▶ PROBLEM STATEMENT
Everything from the first line of the data below through the line that contains "string; narrow?: boolean;" should be written out exactly, please, and nothing more; the pictures stay out.

▶ MATERIAL PROVIDED
+-------+

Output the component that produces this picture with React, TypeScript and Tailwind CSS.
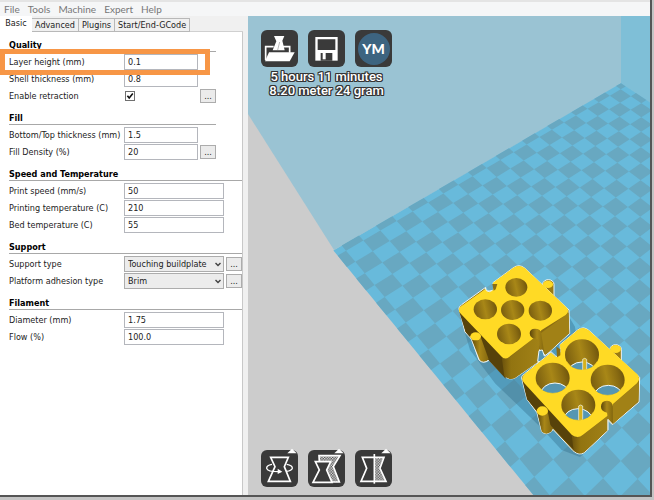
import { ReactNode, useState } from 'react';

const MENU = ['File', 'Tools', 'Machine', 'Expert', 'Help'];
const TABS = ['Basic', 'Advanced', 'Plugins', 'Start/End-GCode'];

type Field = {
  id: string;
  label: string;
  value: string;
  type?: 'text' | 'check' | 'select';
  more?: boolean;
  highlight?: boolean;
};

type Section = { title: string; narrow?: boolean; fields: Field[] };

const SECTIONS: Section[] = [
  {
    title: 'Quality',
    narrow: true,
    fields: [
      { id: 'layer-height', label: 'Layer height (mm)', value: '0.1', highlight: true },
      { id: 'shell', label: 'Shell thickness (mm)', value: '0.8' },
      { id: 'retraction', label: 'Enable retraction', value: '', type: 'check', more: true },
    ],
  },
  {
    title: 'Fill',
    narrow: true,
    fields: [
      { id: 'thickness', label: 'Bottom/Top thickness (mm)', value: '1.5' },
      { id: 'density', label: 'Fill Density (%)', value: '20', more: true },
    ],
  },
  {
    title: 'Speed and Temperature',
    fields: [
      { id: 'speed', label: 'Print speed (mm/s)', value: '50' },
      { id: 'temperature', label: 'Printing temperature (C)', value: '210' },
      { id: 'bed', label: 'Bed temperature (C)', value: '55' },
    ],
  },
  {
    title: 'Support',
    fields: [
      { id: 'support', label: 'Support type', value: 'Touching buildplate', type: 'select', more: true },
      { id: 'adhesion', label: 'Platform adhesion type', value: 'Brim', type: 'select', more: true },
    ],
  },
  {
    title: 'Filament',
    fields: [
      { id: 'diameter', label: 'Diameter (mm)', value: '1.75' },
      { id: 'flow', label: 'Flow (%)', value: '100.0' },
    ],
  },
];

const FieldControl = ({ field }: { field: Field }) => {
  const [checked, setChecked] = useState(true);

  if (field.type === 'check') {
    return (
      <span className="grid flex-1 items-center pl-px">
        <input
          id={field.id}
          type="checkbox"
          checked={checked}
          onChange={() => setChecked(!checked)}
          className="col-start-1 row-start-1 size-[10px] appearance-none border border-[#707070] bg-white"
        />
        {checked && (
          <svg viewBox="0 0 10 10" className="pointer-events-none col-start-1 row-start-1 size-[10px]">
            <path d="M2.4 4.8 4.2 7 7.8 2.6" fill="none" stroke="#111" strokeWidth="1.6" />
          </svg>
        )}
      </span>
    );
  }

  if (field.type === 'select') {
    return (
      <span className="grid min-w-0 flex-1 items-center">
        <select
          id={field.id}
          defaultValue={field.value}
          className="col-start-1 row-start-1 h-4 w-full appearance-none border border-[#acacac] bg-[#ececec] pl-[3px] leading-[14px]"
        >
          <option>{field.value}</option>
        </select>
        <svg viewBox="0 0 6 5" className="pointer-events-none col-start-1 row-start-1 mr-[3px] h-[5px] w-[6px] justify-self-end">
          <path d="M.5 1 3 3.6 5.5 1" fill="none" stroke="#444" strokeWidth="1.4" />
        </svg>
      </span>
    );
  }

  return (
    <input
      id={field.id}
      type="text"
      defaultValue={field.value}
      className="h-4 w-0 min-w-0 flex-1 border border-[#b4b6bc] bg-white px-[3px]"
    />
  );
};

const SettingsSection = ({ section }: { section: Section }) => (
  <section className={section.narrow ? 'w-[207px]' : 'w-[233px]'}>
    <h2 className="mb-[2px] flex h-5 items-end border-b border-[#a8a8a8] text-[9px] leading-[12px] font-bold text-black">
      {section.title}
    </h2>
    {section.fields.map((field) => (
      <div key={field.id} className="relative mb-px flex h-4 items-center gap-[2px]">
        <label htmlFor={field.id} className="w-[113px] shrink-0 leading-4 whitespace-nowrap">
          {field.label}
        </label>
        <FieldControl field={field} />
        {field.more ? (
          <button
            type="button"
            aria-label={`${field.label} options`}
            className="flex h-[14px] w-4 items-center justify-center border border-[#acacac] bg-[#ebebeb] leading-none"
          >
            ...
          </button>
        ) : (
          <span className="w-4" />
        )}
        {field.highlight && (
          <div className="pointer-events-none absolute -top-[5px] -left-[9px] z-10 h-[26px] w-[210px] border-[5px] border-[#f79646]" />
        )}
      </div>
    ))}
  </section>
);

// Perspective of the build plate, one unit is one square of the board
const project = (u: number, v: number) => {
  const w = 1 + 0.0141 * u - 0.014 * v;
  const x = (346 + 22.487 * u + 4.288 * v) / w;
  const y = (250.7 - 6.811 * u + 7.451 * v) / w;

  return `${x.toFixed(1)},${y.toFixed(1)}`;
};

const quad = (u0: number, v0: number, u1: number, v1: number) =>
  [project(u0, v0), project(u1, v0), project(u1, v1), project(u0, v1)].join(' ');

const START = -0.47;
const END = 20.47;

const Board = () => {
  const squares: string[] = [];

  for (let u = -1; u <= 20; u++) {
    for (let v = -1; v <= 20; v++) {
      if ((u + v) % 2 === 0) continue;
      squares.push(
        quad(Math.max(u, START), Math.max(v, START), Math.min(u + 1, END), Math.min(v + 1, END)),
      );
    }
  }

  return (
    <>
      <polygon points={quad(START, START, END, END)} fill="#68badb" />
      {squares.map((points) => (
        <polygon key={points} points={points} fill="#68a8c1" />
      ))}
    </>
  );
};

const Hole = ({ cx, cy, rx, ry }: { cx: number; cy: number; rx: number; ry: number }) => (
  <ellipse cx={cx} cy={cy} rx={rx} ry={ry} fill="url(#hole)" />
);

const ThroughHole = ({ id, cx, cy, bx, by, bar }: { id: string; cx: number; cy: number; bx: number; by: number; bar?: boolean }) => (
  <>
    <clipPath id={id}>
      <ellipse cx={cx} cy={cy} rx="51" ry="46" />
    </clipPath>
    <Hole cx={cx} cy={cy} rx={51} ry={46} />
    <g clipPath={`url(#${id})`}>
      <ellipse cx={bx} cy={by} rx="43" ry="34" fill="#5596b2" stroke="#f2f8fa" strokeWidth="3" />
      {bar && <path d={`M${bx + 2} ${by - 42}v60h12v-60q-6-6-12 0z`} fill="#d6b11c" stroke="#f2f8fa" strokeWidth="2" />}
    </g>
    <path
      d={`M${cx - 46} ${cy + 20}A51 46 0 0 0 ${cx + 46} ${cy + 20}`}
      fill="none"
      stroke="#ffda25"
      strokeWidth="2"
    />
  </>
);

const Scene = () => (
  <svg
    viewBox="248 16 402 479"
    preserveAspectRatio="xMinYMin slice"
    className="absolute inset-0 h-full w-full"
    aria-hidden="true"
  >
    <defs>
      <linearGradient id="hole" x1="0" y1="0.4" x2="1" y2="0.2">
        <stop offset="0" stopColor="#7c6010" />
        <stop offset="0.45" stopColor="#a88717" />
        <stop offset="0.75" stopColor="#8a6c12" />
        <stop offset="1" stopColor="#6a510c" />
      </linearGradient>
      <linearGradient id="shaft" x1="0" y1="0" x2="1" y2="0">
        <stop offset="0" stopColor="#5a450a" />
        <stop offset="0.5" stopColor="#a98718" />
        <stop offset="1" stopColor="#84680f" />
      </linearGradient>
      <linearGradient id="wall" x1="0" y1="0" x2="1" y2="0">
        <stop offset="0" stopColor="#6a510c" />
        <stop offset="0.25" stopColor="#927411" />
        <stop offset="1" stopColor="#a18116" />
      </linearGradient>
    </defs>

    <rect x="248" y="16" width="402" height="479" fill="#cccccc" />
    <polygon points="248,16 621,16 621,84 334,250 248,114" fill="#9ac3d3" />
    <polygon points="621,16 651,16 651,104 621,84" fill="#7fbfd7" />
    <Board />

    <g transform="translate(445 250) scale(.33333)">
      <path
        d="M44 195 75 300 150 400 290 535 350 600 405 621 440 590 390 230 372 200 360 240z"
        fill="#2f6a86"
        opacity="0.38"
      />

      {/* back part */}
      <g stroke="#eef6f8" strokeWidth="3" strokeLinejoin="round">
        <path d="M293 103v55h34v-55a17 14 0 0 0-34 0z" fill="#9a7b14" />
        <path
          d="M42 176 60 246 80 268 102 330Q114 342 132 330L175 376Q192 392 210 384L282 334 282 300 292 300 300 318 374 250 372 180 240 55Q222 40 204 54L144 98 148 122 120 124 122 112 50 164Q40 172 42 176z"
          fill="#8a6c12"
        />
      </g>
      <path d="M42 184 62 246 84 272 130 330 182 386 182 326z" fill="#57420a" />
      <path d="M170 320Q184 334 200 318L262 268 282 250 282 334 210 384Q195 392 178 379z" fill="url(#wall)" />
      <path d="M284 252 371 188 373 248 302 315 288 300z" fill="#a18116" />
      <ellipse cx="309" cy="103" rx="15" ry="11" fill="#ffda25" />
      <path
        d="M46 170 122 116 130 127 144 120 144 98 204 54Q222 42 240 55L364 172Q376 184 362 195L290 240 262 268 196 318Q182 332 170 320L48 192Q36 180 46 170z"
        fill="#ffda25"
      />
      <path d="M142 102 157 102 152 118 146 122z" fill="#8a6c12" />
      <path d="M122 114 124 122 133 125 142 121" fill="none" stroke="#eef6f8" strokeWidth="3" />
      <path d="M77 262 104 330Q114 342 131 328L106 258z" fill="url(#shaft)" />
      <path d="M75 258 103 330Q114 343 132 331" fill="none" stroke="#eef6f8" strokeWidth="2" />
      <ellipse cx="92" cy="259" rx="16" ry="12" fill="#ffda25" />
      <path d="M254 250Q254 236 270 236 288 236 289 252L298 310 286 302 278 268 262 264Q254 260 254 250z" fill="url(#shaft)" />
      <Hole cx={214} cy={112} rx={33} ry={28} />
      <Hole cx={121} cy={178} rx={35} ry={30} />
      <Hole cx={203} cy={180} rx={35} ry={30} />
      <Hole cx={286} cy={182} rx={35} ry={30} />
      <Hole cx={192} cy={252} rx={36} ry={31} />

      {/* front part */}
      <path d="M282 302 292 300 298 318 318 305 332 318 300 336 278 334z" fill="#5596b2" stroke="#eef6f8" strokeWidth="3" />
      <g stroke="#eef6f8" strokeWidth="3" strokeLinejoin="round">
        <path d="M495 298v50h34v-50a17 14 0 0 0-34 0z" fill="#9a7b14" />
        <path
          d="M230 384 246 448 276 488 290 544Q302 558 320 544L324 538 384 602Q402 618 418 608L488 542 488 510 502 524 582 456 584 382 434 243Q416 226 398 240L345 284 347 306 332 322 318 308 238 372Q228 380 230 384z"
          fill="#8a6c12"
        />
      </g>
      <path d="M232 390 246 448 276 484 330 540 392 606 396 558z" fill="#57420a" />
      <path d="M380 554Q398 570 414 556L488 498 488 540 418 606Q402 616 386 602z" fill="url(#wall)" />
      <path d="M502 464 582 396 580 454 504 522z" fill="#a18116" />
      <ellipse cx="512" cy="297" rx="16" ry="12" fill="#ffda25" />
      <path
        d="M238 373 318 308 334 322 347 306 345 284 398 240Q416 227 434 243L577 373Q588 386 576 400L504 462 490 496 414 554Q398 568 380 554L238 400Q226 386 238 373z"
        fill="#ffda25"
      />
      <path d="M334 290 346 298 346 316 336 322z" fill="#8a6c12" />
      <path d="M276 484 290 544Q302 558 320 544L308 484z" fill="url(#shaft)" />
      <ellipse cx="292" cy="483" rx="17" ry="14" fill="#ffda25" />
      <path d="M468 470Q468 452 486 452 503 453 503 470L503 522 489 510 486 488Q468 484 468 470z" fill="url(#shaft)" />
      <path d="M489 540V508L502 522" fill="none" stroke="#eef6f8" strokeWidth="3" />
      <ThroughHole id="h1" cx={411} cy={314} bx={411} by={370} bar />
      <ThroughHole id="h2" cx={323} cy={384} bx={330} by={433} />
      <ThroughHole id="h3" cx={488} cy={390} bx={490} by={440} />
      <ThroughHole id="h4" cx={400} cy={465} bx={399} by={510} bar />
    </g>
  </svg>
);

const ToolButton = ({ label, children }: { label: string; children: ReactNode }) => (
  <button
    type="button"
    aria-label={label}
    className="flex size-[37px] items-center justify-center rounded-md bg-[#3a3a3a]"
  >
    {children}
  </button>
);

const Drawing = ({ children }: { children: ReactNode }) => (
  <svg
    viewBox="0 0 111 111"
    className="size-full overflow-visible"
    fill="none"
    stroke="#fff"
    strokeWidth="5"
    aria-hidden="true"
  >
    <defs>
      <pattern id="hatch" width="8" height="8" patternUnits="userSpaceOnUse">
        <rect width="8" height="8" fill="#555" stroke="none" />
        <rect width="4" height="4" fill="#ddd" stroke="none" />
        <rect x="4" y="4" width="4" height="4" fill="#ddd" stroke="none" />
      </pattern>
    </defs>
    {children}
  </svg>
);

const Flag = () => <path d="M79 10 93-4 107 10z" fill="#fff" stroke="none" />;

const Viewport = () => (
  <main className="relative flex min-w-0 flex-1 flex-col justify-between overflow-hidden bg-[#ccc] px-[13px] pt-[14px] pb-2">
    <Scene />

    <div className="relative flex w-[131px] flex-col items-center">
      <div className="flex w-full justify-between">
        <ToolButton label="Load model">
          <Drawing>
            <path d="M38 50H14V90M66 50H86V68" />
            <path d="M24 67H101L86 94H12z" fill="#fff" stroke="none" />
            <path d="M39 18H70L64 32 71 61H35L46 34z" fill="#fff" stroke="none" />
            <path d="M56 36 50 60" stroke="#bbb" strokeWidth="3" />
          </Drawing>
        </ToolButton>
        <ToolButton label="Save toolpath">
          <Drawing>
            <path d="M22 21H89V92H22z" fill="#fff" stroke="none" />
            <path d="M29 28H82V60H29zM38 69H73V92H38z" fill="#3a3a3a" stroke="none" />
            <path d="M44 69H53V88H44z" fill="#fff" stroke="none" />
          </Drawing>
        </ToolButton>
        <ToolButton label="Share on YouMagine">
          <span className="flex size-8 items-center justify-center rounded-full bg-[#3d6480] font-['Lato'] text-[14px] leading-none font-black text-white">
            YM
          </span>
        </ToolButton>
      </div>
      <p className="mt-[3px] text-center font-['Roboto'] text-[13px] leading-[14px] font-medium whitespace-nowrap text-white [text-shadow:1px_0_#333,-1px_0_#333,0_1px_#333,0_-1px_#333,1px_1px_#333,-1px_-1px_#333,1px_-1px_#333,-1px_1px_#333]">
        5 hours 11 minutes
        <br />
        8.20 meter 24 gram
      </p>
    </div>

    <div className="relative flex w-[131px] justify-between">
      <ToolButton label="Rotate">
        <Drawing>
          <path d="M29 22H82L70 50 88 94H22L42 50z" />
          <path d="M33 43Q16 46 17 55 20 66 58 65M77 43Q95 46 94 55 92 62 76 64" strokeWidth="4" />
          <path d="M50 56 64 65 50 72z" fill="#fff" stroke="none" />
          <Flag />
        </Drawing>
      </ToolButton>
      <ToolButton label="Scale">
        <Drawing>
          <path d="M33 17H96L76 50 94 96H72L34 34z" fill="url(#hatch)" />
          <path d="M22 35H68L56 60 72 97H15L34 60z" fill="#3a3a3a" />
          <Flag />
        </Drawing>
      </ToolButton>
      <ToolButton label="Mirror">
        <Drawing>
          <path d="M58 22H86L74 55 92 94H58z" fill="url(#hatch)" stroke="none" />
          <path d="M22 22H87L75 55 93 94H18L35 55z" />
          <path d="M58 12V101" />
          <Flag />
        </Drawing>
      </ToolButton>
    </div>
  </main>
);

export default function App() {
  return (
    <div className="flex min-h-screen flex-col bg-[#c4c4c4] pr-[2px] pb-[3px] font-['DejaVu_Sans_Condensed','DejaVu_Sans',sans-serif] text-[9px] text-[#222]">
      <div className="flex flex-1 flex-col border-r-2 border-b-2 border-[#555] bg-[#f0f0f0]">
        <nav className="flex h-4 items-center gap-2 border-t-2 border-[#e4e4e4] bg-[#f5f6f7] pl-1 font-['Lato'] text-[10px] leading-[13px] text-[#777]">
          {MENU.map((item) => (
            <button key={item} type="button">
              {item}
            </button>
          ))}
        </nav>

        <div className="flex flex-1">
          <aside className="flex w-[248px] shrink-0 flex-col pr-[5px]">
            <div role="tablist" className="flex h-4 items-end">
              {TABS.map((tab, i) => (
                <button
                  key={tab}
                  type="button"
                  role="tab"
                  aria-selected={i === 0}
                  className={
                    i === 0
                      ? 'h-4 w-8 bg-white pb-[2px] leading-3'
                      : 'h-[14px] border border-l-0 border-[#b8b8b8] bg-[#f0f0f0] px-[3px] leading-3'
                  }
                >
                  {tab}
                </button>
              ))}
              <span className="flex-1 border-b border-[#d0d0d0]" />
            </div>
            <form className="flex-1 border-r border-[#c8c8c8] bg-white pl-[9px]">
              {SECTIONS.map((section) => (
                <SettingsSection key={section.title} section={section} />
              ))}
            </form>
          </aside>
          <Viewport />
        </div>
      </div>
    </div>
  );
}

+-------+

▶ WORKED ANSWER
Output the component that produces this picture with React, TypeScript and Tailwind CSS.
import { ReactNode, useState } from 'react';

const MENU = ['File', 'Tools', 'Machine', 'Expert', 'Help'];
const TABS = ['Basic', 'Advanced', 'Plugins', 'Start/End-GCode'];

type Field = {
  id: string;
  label: string;
  value: string;
  type?: 'text' | 'check' | 'select';
  more?: boolean;
  highlight?: boolean;
};

type Section = { title: string; narrow?: boolean; fields: Field[] };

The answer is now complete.